Ocurre, sin embargo, que nuestra visión de Cervantes está oscurecida por las malezas «heterodoxas» con que los detractores de Menéndez Pelayo trataron de emboscarla; y por los «metarrelatos» noventayochistas, que crearon en muchos aspectos un Quijote de fantasía. Pero Cervantes es tan contrarreformista y barroco como Quevedo, con un humor tan ensañado como el quevedesco; sólo que Cervantes tiene mayor penetración en el alma humana, y acaso mayor piedad hacia las debilidades ajenas (tal vez porque conocía mejor las propias). Naturalmente, los estilos de Cervantes y Quevedo son distintos (y, lo que importa más, distintivos), como sin duda lo fueron sus caracteres y sus experiencias vitales; pero ambos pertenecen a la misma tradición barroca, la más netamente española. Por eso el arte de Cervantes y Quevedo es desbordante y tumultuoso como la propia vida; por eso ambos se atreven a penetrar en el misterio humano, que es una selva barroca invadida de misterios, y a mostrarnos sus pasiones e inquietudes, que pueden guiarse por un impulso ascendente (y hasta celestial) o arrastrarse por el fango (y hasta por la mierda), que pueden resultarnos chuscas y lastimosas (como corresponde a criaturas heridas por el pecado) o elevadas y aun excelsas (como corresponde a criaturas convocadas a la salvación).
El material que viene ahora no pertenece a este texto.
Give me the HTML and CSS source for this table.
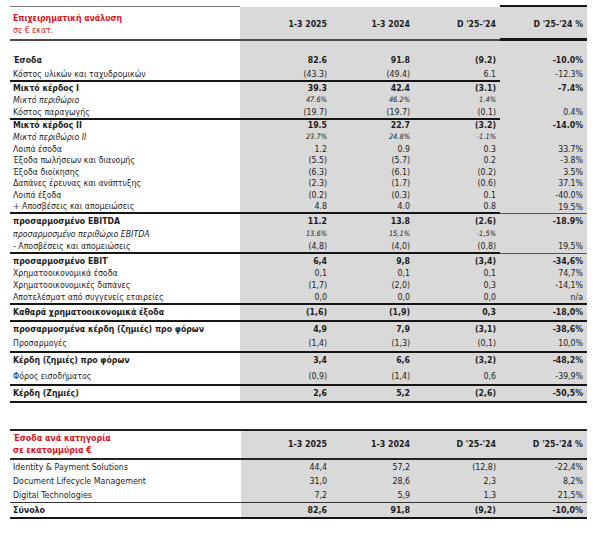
FILE: index.html
```html
<!DOCTYPE html>
<html lang="el">
<head>
<meta charset="utf-8">
<title>Επιχειρηματική ανάλυση</title>
<link rel="stylesheet" href="styles.css">
</head>
<body>
<div class="page">
  <div class="tbl main">
    <div class="row head">
      <div class="lbl"><span class="t1">Επιχειρηματική ανάλυση</span><span class="t2">σε € εκατ.</span></div>
      <div>1-3 2025</div><div>1-3 2024</div><div>D '25-'24</div><div>D '25-'24 %</div>
    </div>
    <div class="row h11"><div></div><div></div><div></div><div></div><div></div></div>
    <div class="row h16 b"><div>Έσοδα</div><div>82.6</div><div>91.8</div><div>(9.2)</div><div>-10.0%</div></div>
    <div class="row h14 line part"><div>Κόστος υλικών και ταχυδρομικών</div><div>(43.3)</div><div>(49.4)</div><div>6.1</div><div>-12.3%</div></div>
    <div class="row h12 b"><div>Μικτό κέρδος I</div><div>39.3</div><div>42.4</div><div>(3.1)</div><div>-7.4%</div></div>
    <div class="row h12 it"><div>Μικτό περιθώριο</div><div>47.6%</div><div>46.2%</div><div>1.4%</div><div></div></div>
    <div class="row h14 line part"><div>Κόστος παραγωγής</div><div>(19.7)</div><div>(19.7)</div><div>(0.1)</div><div>0.4%</div></div>
    <div class="row h11 b"><div>Μικτό κέρδος II</div><div>19.5</div><div>22.7</div><div>(3.2)</div><div>-14.0%</div></div>
    <div class="row h12 it"><div>Μικτό περιθώριο II</div><div>23.7%</div><div>24.8%</div><div>-1.1%</div><div></div></div>
    <div class="row h12"><div>Λοιπά έσοδα</div><div>1.2</div><div>0.9</div><div>0.3</div><div>33.7%</div></div>
    <div class="row h11"><div>Έξοδα πωλήσεων και διανομής</div><div>(5.5)</div><div>(5.7)</div><div>0.2</div><div>-3.8%</div></div>
    <div class="row h12"><div>Έξοδα διοίκησης</div><div>(6.3)</div><div>(6.1)</div><div>(0.2)</div><div>3.5%</div></div>
    <div class="row h11"><div>Δαπάνες έρευνας και ανάπτυξης</div><div>(2.3)</div><div>(1.7)</div><div>(0.6)</div><div>37.1%</div></div>
    <div class="row h12"><div>Λοιπά έξοδα</div><div>(0.2)</div><div>(0.3)</div><div>0.1</div><div>-40.0%</div></div>
    <div class="row h13 line thin"><div>+ Αποσβέσεις και απομειώσεις</div><div>4.8</div><div>4.0</div><div>0.8</div><div>19.5%</div></div>
    <div class="row h14 b"><div>προσαρμοσμένο EBITDA</div><div>11.2</div><div>13.8</div><div>(2.6)</div><div>-18.9%</div></div>
    <div class="row h12 it"><div>προσαρμοσμένο περιθώριο EBITDA</div><div>13,6%</div><div>15,1%</div><div>-1,5%</div><div></div></div>
    <div class="row h14 line thin"><div>- Αποσβέσεις και απομειώσεις</div><div>(4,8)</div><div>(4,0)</div><div>(0,8)</div><div>19,5%</div></div>
    <div class="row h14 b"><div>προσαρμοσμένο EBIT</div><div>6,4</div><div>9,8</div><div>(3,4)</div><div>-34,6%</div></div>
    <div class="row h11"><div>Χρηματοοικονομικά έσοδα</div><div>0,1</div><div>0,1</div><div>0,1</div><div>74,7%</div></div>
    <div class="row h12"><div>Χρηματοοικονομικές δαπάνες</div><div>(1,7)</div><div>(2,0)</div><div>0,3</div><div>-14,1%</div></div>
    <div class="row h14 line"><div>Αποτελέσματ από συγγενείς εταιρείες</div><div>0,0</div><div>0,0</div><div>0,0</div><div>n/a</div></div>
    <div class="row h17 line b"><div>Καθαρά χρηματοοικονομικά έξοδα</div><div>(1,6)</div><div>(1,9)</div><div>0,3</div><div>-18,0%</div></div>
    <div class="row h14 b"><div>προσαρμοσμένα κέρδη (ζημιές) προ φόρων</div><div>4,9</div><div>7,9</div><div>(3,1)</div><div>-38,6%</div></div>
    <div class="row h17 line"><div>Προσαρμογές</div><div>(1,4)</div><div>(1,3)</div><div>(0,1)</div><div>10,0%</div></div>
    <div class="row h15 b"><div>Κέρδη (ζημιές) προ φόρων</div><div>3,4</div><div>6,6</div><div>(3,2)</div><div>-48,2%</div></div>
    <div class="row h18 line"><div>Φόρος εισοδήματος</div><div>(0,9)</div><div>(1,4)</div><div>0,6</div><div>-39,9%</div></div>
    <div class="row h17 line b"><div>Κέρδη (Ζημιές)</div><div>2,6</div><div>5,2</div><div>(2,6)</div><div>-50,5%</div></div>
  </div>

  <div class="tbl cat">
    <div class="row head2">
      <div class="lbl"><span class="t1">Έσοδα ανά κατηγορία</span><span class="t1">σε εκατομμύρια €</span></div>
      <div>1-3 2025</div><div>1-3 2024</div><div>D '25-'24</div><div>D '25-'24 %</div>
    </div>
    <div class="row h14"><div>Identity &amp; Payment Solutions</div><div>44,4</div><div>57,2</div><div>(12,8)</div><div>-22,4%</div></div>
    <div class="row h14"><div>Document Lifecycle Management</div><div>31,0</div><div>28,6</div><div>2,3</div><div>8,2%</div></div>
    <div class="row h15 line1"><div>Digital Technologies</div><div>7,2</div><div>5,9</div><div>1,3</div><div>21,5%</div></div>
    <div class="row h16 line b"><div>Σύνολο</div><div>82,6</div><div>91,8</div><div>(9,2)</div><div>-10,0%</div></div>
  </div>
</div>
</body>
</html>
```
FILE: styles.css
```css
body {
  margin: 0;
  background: #fff;
  color: #1c1c1c;
  font-family: "DejaVu Sans Condensed", "DejaVu Sans", sans-serif;
  font-stretch: condensed;
  font-size: 8.7px;
}

.page {
  padding: 5px 0 0 10px;
}

.tbl {
  width: 577px;
}

.cat {
  margin-top: 26px;
  font-size: 8.8px;
}

.row {
  display: grid;
  grid-template-columns: 230px 91px 83px 86px 87px;
}

.cat .row {
  grid-template-columns: 231px 90px 83px 86px 87px;
}

.row > div {
  box-sizing: border-box;
  display: flex;
  align-items: center;
  justify-content: flex-end;
  padding-right: 4px;
  background: #d9d9d9;
  white-space: nowrap;
  line-height: 1;
}

.row > div:first-child {
  justify-content: flex-start;
  padding-left: 3px;
  padding-right: 0;
  background: #fff;
}

.h11 { height: 11px; }
.h12 { height: 12px; }
.h13 { height: 13px; }
.h14 { height: 14px; }
.h15 { height: 15px; }
.h16 { height: 16px; }
.h17 { height: 17px; }
.h18 { height: 18px; }

.b { font-weight: bold; }

.it > div {
  font-style: italic;
}

.it > div:not(:first-child) {
  font-size: 7.4px;
}

.line > div {
  border-bottom: 2px solid #151515;
}

.line.part > div:last-child {
  border-bottom-color: transparent;
}

.line.thin > div:last-child {
  border-bottom: 1px solid #555;
}

.line1 > div {
  border-bottom: 1px solid #333;
}

/* header rows */
.head {
  height: 36px;
  font-weight: bold;
}

.head > div {
  border-top: 2px solid #fff;
  border-bottom: 2px solid #4a4a4a;
  padding-top: 3px;
}

.head > div:first-child {
  border-top: 1px solid #7a7a7a;
  margin-top: 1px;
  padding-top: 3px;
}

.head > div:last-child {
  border-top-color: #151515;
  border-bottom: 3px solid #151515;
}

.head2 {
  height: 31px;
  font-weight: bold;
}

.head2 > div {
  border-top: 2px solid #222;
  border-bottom: 2px solid #222;
}

.lbl {
  flex-direction: column;
  align-items: flex-start !important;
  justify-content: center !important;
  gap: 3px;
}

.t1 {
  color: #d9141e;
  font-weight: bold;
}

.t2 {
  color: #d9141e;
  font-weight: normal;
}
```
Cervantes y Quevedo son el haz y el envés de una misma tradición, que en ambos se expresa distintiva e intransferible, pues ambos son geniales. Así que un escritor como yo puede declararse sin empacho cervantino y quevedesco a la vez; lo que no soy es meapilas, ni ternurista, ni puritano, ni católico pompier, gracias a Dios.